The tradition of the Christmas tree is very recent, if compared to that of the Nativity scene. The tradition of planting and decorating a tree in the Christmas period dates back to the Germanic peoples. In fact, towards the 11th century, in Northern Europe, the use of major representations or mysteries re-proposing episodes from the Bible was widespread. A much in demand performance was linked to the Genesis chapter about creation. In order to symbolize the tree of the knowledge of the good and evil of the garden of Eden, given the region and the season, a fir tree was used on which fruit was hung. From that ancient tradition, we gradually arrived at the Christmas tree of our times, whose first reliable documentation dates back to 1512 in Alsace. The Christmas fir also gradually took on a new meaning: it came to symbolize the figure of Jesus, the Savior who defeated the darkness of sins: for this reason it began to be adorned with lights.

Santa Claus, the Befana, the exchange of gifts, mutual wishes, kisses under the mistletoe, the use of decorations, the game of tombola are some of the other traditions of the Italian Christmas. But Christmas is mainly the moment when families and friends gather together, especially at the table. Each region has its own culinary characteristics, and the only common to all regional recipes is the presence of fish: on the evening of the eve the eel is present on many Italian tables, in particular in Abruzzo, Lazio, Marche and Campania.

In Calabria, the meal begins with fried artichokes and "zeppole", then dinner is based on stockfish. The Christmas lunch should consist of thirteen courses, according to tradition.

Even in Basilicata the dinner is made up of thirteen fish dishes. First of all, on Apulian tables we find the traditional scrapers, a particular paste of durum wheat.

In Campania, everything is based on fish, from spaghetti to clams to traditional eel. And then the traditional dessert, the "struffoli".

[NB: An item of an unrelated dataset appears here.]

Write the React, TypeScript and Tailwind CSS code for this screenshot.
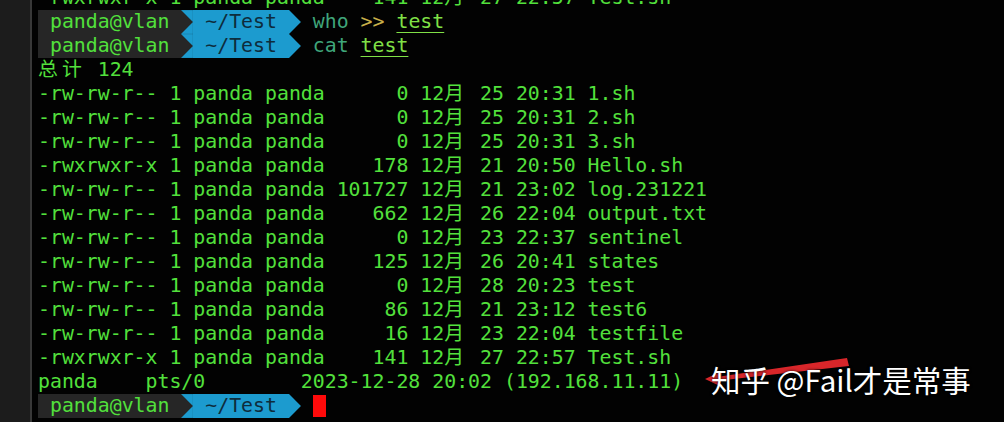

In Emilia Romagna you will eat tortellini for dinner, without meat, followed by a second fish while strictly in broth for the Christmas lunch, followed by cotechino and sausages.

In the Marche region the main dish is roast turkey for lunch, while dinner is abundant: macaroni with stockfish and the classic eel.

In Apulia you will find homemade spaghettini according to tradition, seasoned with fish sauce, followed by eel. Even here the dinner must be composed of thirteen courses.

In Trentino Alto Adige on the tables you will find typical regional dishes, soups and cheese in the evening and polenta, roast meats, sausages and sauerkraut for lunch.

In Lazio, as in other regions, the main course will be eel, while capon or hen will be served at lunch.

Sicilians generally prefer pasta based on fish, usually with anchovies, but the desserts are the real main dish: cannoli, pignolata and nougat.

In Veneto, on the other hand, tradition has it that dinner ends with the "sbrisolona", a typical Venetian almond dessert, and a glass of grappa.

Of course you cannot forget the typical Milanese Christmas dessert, Panettone and Pandoro.

Panettone is made from a dough leavened with water, flour, butter, eggs or egg yolks, to which candied fruit, orange and cedar peel in equal parts and raisins are added. It was born in Milan at the time of Ludovico il Moro, and still today it is produced according to the recipe of 500 years ago.

Pandoro is a typical dessert from Verona. According to some people, the origins of the recipe are to be found in Austria, where the so-called "Vienna Bread" was produced, probably derived, in turn, from the French "brioche". According to others, however, it could derive from the "golden bread" that was served on the tables of the richest Venetians. Its birth dates back to 1800, as an evolution of the "Nadalin", a Veronese sweet. On October 14, 1894 Domenico Melegatti, founder of the confectionery industry of the same name, filed a soft and characteristically shaped eight-pointed star-shaped cake at the patent office, the work of the artist Angelo Dall'Oca Bianca, an impressionist painter. Ingredients include: flour, sugar, eggs, butter, cocoa butter and yeast.